Dire la dure douleur du monde : cinq quatrains de François Cheng.

Mère de douleur, Picasso, 1959

Cet après-midi, relisant le recueil de quatrains, Enfin le royaume (2018), de François Cheng, je suis de nouveau impressionnée par son immense compassion pour l’Autre. En cette époque de violence extrême, je reproduis ici plusieurs de ses quatrains inspirés.

 

Page 86, ce quatrain me fait penser à Victorine Dartois et aux victimes des récents attentats islamistes :

Violettes violées,

Rouge-gorge égorgé,

Nuit serait partage,

Si cauchemar n’est.

 

Page 95, c’est un quatrain dédié à une écrivaine et sinologue française qui s’est suicidée en 2007, à l’âge de 36 ans :

A Lisa Bresner

La terrible vie terrestre n’est point pour toi.

Ton amour trop vaste pour qu’on pût t’aimer ;

Ton rêve trop haut pour qu’on te suivît. Par la fenêtre,

En un seul cri, tu rejoignis l’ange, ton propre être.

 

Page 98, le quatrain est écrit à la mémoire d’Estelle Mouzin :

A Estelle que nous n’oublions pas

et à toutes les autres

Le gouffre où la bête a broyé ton innocence,

Il est en nous. Jusqu’au bout nous te chercherons.

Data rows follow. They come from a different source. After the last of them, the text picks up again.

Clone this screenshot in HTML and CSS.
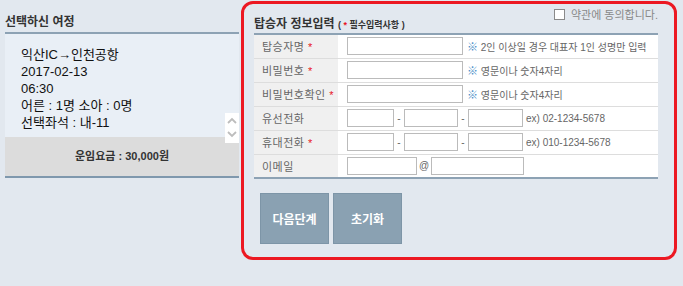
FILE: index.html
```html
<!DOCTYPE html>
<html lang="ko">
<head>
    <meta charset="UTF-8">
    <meta name="viewport" content="width=device-width, initial-scale=1.0">
    <title>탑승자 정보입력</title>
    <link rel="stylesheet" href="styles.css">
</head>
<body>
    <div class="wrap">
        <div class="trip">
            <h3 class="trip-title">선택하신 여정</h3>
            <div class="trip-box">
                <p>익산IC→인천공항</p>
                <p>2017-02-13</p>
                <p>06:30</p>
                <p>어른 : 1명 소아 : 0명</p>
                <p>선택좌석 : 내-11</p>
                <div class="spin">
                    <svg width="14" height="30" viewBox="0 0 14 30">
                        <path d="M3 10 L7 6 L11 10" fill="none" stroke="#bdbdbd" stroke-width="1.8"/>
                        <path d="M3 19 L7 23 L11 19" fill="none" stroke="#bdbdbd" stroke-width="1.8"/>
                    </svg>
                </div>
            </div>
            <div class="fare">운임요금 : 30,000원</div>
        </div>

        <div class="form-panel">
            <label class="agree"><span class="chk"></span>약관에 동의합니다.</label>
            <h3 class="form-title">탑승자 정보입력 <small>( <em>*</em> 필수입력사항 )</small></h3>
            <table class="info">
                <tr>
                    <th>탑승자명 <em>*</em></th>
                    <td><input class="w-name" type="text"><span class="hint"><b>※</b> 2인 이상일 경우 대표자 1인 성명만 입력</span></td>
                </tr>
                <tr>
                    <th>비밀번호 <em>*</em></th>
                    <td><input class="w-name" type="text"><span class="hint"><b>※</b> 영문이나 숫자4자리</span></td>
                </tr>
                <tr>
                    <th>비밀번호확인 <em>*</em></th>
                    <td><input class="w-name" type="text"><span class="hint"><b>※</b> 영문이나 숫자4자리</span></td>
                </tr>
                <tr>
                    <th>유선전화</th>
                    <td><input class="w-p1" type="text"><span class="dash">-</span><input class="w-p2" type="text"><span class="dash">-</span><input class="w-p3" type="text"><span class="ex">ex) 02-1234-5678</span></td>
                </tr>
                <tr>
                    <th>휴대전화 <em>*</em></th>
                    <td><input class="w-p1" type="text"><span class="dash">-</span><input class="w-p2" type="text"><span class="dash">-</span><input class="w-p3" type="text"><span class="ex">ex) 010-1234-5678</span></td>
                </tr>
                <tr>
                    <th>이메일</th>
                    <td><input class="w-m1" type="text"><span class="at">@</span><input class="w-m2" type="text"></td>
                </tr>
            </table>
            <div class="btns">
                <button class="btn">다음단계</button>
                <button class="btn">초기화</button>
            </div>
        </div>
    </div>
</body>
</html>
```

FILE: styles.css
```css
body {
    margin: 0;
    padding: 0;
    background: #e2e8ef;
    font-family: "Liberation Sans", "Noto Sans CJK KR", sans-serif;
    color: #333;
}

.wrap {
    display: flex;
    align-items: flex-start;
    padding: 1px 0 0 5px;
}

/* 왼쪽 여정 */
.trip {
    width: 234px;
    margin-top: 11px;
}

.trip-title {
    margin: 0;
    height: 20px;
    line-height: 20px;
    font-size: 12px;
    font-weight: bold;
    color: #333;
    border-bottom: 2px solid #8da2b4;
}

.trip-box {
    position: relative;
    background: #e9eff6;
    padding: 12px 0 6px 16px;
    height: 85px;
}

.trip-box p {
    margin: 0;
    height: 17px;
    line-height: 17px;
    font-size: 13px;
    color: #111;
}

.spin {
    position: absolute;
    right: 0;
    top: 79px;
    z-index: 1;
    width: 14px;
    height: 30px;
    background: #ffffff;
}

.spin svg {
    display: block;
}

.fare {
    height: 39px;
    line-height: 39px;
    background: #dcdcdc;
    text-align: center;
    font-size: 11px;
    font-weight: bold;
    color: #333;
    border-bottom: 2px solid #7f98ad;
}

/* 오른쪽 입력폼 */
.form-panel {
    position: relative;
    width: 420px;
    height: 242px;
    margin-left: 2px;
    padding: 11px 0 0 10px;
    border: 3px solid #ec1822;
    border-radius: 12px;
}

.agree {
    position: absolute;
    top: 2px;
    right: 16px;
    display: flex;
    align-items: center;
    font-size: 11px;
    color: #888;
}

.chk {
    width: 9px;
    height: 9px;
    border: 1px solid #8a8a8a;
    background: #fff;
    margin-right: 6px;
}

.form-title {
    margin: 0;
    height: 18px;
    line-height: 18px;
    font-size: 12px;
    font-weight: bold;
    color: #333;
}

.form-title small {
    font-size: 9px;
    color: #333;
}

em {
    font-style: normal;
    color: #e8141e;
}

.info {
    width: 404px;
    border-collapse: collapse;
    border-top: 2px solid #8da2b4;
    border-bottom: 2px solid #8da2b4;
}

.info tr {
    height: 24px;
}

.info th,
.info td {
    padding: 0;
    border-bottom: 1px solid #dddddd;
    white-space: nowrap;
}

.info th {
    width: 76px;
    padding-left: 8px;
    text-align: left;
    font-size: 11px;
    font-weight: normal;
    color: #666;
    background: #f0f0f0;
    letter-spacing: 0.5px;
}

.info td {
    background: #fff;
    padding-left: 9px;
    font-size: 0;
}

.info input {
    box-sizing: border-box;
    height: 18px;
    margin: 0;
    padding: 0 2px;
    border: 1px solid #bbbbbb;
    background: #fff;
    vertical-align: middle;
}

.w-name { width: 116px; }
.w-p1 { width: 47px; }
.w-p2 { width: 54px; }
.w-p3 { width: 55px; }
.w-m1 { width: 70px; }
.w-m2 { width: 93px; }

.hint,
.ex,
.dash,
.at {
    font-size: 10px;
    color: #666;
    vertical-align: middle;
}

.hint {
    margin-left: 4px;
}

.hint b {
    font-weight: normal;
    font-size: 11px;
    color: #4b8ec7;
}

.ex {
    margin-left: 3px;
}

.dash {
    display: inline-block;
    width: 10px;
    text-align: center;
}

.at {
    display: inline-block;
    width: 14px;
    text-align: center;
}

.btns {
    display: flex;
    gap: 4px;
    margin: 14px 0 0 6px;
}

.btn {
    width: 69px;
    height: 51px;
    border: 1px solid #7d95a7;
    background: #8aa1b2;
    color: #fff;
    font-family: "Noto Sans CJK KR", sans-serif;
    font-size: 12px;
    font-weight: bold;
    cursor: pointer;
}
```
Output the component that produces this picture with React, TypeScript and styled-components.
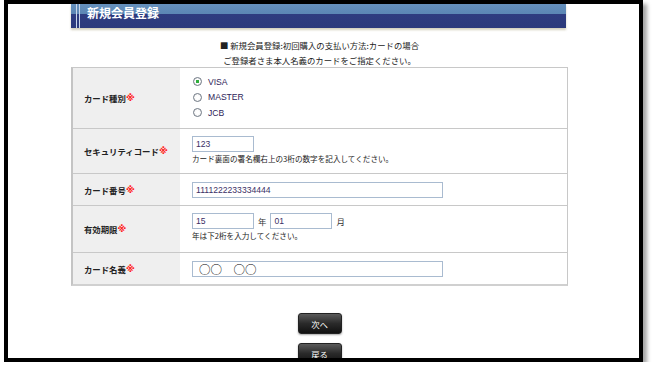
import React from 'react';
import styled, { createGlobalStyle } from 'styled-components';

const GlobalStyle = createGlobalStyle`
  body {
    margin: 0;
    background: #ffffff;
    font-family: "Noto Sans CJK JP", "Liberation Sans", sans-serif;
    color: #333333;
  }
`;

const Frame = styled.div`
  box-sizing: border-box;
  margin-left: 4px;
  width: 639px;
  height: 362px;
  border: 4px solid #000000;
  background: #ffffff;
  box-shadow: 4px 4px 4px rgba(0, 0, 0, 0.35);
  overflow: hidden;
`;

const Column = styled.div`
  margin-left: 63px;
  width: 497px;
  display: flex;
  flex-direction: column;
`;

const Header = styled.div`
  position: relative;
  box-sizing: border-box;
  width: 495px;
  height: 24px;
  padding: 2px 0 0 16px;
  background: linear-gradient(#6590bd 0, #5b86b4 42%, #2e3c80 42%, #2c3a7c 100%);
  box-shadow: 0 2px 2px rgba(160, 150, 110, 0.45);
  color: #ffffff;
  font-weight: bold;
  font-size: 12px;
  line-height: 14px;
  &::before {
    content: '';
    position: absolute;
    left: 5px;
    top: 0;
    bottom: 0;
    width: 2px;
    border-left: 1px solid #c9d6ea;
    border-right: 1px solid #c9d6ea;
  }
`;

const Intro = styled.p<{ $h: number; $top?: number }>`
  margin: ${(p) => p.$top ?? 0}px 0 0;
  height: ${(p) => p.$h}px;
  line-height: ${(p) => p.$h}px;
  text-align: center;
  font-size: 8.4px;
  color: #222222;
`;

const Table = styled.div`
  box-sizing: border-box;
  width: 497px;
  border: 1px solid #c8c8c8;
  border-left: 2px solid #c4c4c4;
  border-bottom: 2px solid #d0d0d0;
`;

const Row = styled.div<{ $h: number }>`
  display: grid;
  grid-template-columns: 107px 1fr;
  height: ${(p) => p.$h}px;
  box-sizing: border-box;
  border-top: 1px solid #c8c8c8;
  &:first-child {
    border-top: none;
  }
`;

const Label = styled.div`
  display: flex;
  align-items: center;
  padding-left: 11px;
  background: #efefef;
  font-size: 8.4px;
  font-weight: bold;
  color: #222222;
`;

const Req = styled.span`
  color: #ff1a1a;
  font-family: "DejaVu Sans", "Noto Sans CJK JP", sans-serif;
  font-weight: bold;
  font-size: 9px;
`;

const Value = styled.div<{ $center?: boolean; $top?: number }>`
  display: flex;
  flex-direction: column;
  justify-content: ${(p) => (p.$center ? 'center' : 'flex-start')};
  padding: ${(p) => p.$top ?? 0}px 0 0 12px;
`;

const RadioLine = styled.label`
  display: flex;
  align-items: center;
  height: 15.5px;
  font-family: "Liberation Sans", "DejaVu Sans", sans-serif;
  font-size: 8.6px;
  color: #2e2458;
`;

const RadioDot = styled.span<{ $checked?: boolean }>`
  box-sizing: border-box;
  width: 9px;
  height: 9px;
  margin: 0 6px 0 1px;
  border-radius: 50%;
  border: 1px solid #6f7884;
  background: radial-gradient(circle, ${(p) => (p.$checked ? '#2fae3c 0 1.6px,' : '')} #ffffff 1.7px, #e8e8e8 100%);
`;

const Field = styled.div`
  display: flex;
  align-items: center;
  gap: 4px;
  font-size: 8.4px;
`;

const Input = styled.div<{ $w: number; $big?: boolean }>`
  box-sizing: border-box;
  width: ${(p) => p.$w}px;
  height: 16px;
  padding-left: ${(p) => (p.$big ? 6 : 3)}px;
  border: 1px solid #a9bbd0;
  background: #ffffff;
  font-family: ${(p) => (p.$big ? '"Noto Sans CJK JP", sans-serif' : '"Liberation Sans", sans-serif')};
  font-size: ${(p) => (p.$big ? 11.5 : 8.6)}px;
  line-height: 14px;
  color: ${(p) => (p.$big ? '#000000' : '#3b2f66')};
  white-space: pre;
`;

const Help = styled.div`
  height: 13px;
  line-height: 13px;
  font-size: 7.6px;
  color: #222222;
`;

const Buttons = styled.div`
  display: flex;
  flex-direction: column;
  align-items: center;
  gap: 9px;
  margin-top: 27px;
`;

const Button = styled.button`
  width: 44px;
  height: 21px;
  padding: 0;
  border: 1px solid #222222;
  border-radius: 3px;
  background: linear-gradient(#5a5a5a, #2a2a2a 50%, #111111);
  box-shadow: 0 1px 2px rgba(0, 0, 0, 0.35);
  color: #ffffff;
  font-family: "Noto Sans CJK JP", sans-serif;
  font-size: 8.4px;
`;

export default function App() {
  return (
    <>
      <GlobalStyle />
      <Frame>
        <Column>
          <Header>新規会員登録</Header>
          <Intro $h={16} $top={9}>
            ■ 新規会員登録:初回購入の支払い方法:カードの場合
          </Intro>
          <Intro $h={14}>ご登録者さま本人名義のカードをご指定ください。</Intro>
          <Table>
            <Row $h={60}>
              <Label>
                カード種別<Req>※</Req>
              </Label>
              <Value $top={6}>
                <RadioLine>
                  <RadioDot $checked />
                  VISA
                </RadioLine>
                <RadioLine>
                  <RadioDot />
                  MASTER
                </RadioLine>
                <RadioLine>
                  <RadioDot />
                  JCB
                </RadioLine>
              </Value>
            </Row>
            <Row $h={45}>
              <Label>
                セキュリティコード<Req>※</Req>
              </Label>
              <Value $top={7}>
                <Input $w={62}>123</Input>
                <Help>カード裏面の署名欄右上の3桁の数字を記入してください。</Help>
              </Value>
            </Row>
            <Row $h={32}>
              <Label>
                カード番号<Req>※</Req>
              </Label>
              <Value $center>
                <Input $w={251}>1111222233334444</Input>
              </Value>
            </Row>
            <Row $h={47}>
              <Label>
                有効期限<Req>※</Req>
              </Label>
              <Value $top={7}>
                <Field>
                  <Input $w={62}>15</Input>
                  <span>年</span>
                  <Input $w={62}>01</Input>
                  <span>月</span>
                </Field>
                <Help>年は下2桁を入力してください。</Help>
              </Value>
            </Row>
            <Row $h={32}>
              <Label>
                カード名義<Req>※</Req>
              </Label>
              <Value $center>
                <Input $w={251} $big>
                  ○○　○○
                </Input>
              </Value>
            </Row>
          </Table>
          <Buttons>
            <Button>次へ</Button>
            <Button>戻る</Button>
          </Buttons>
        </Column>
      </Frame>
    </>
  );
}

Pour toi, nous gardons ce qui nous reste de tendresse,

Et nous veillons à ce que rien ne nous apaise.

 

Page 127, le poète nous exhorte à  faire face :

Tenir bon. Jusqu’à l’écœurement,

Jusqu’au retournement, chair broyée,

Os rompus, chute dans le Rien, seul à même

De réinventer le Tout. Tenir bon.

 

Et page 148, une forme d’espoir, en dépit de tout :

Tu te souviens des noms ; tu entends

Le tien. Quelqu’un doit se souvenir

De tout. D’outre-ciel une voix pérenne

Tisse la toile à n’en plus finir.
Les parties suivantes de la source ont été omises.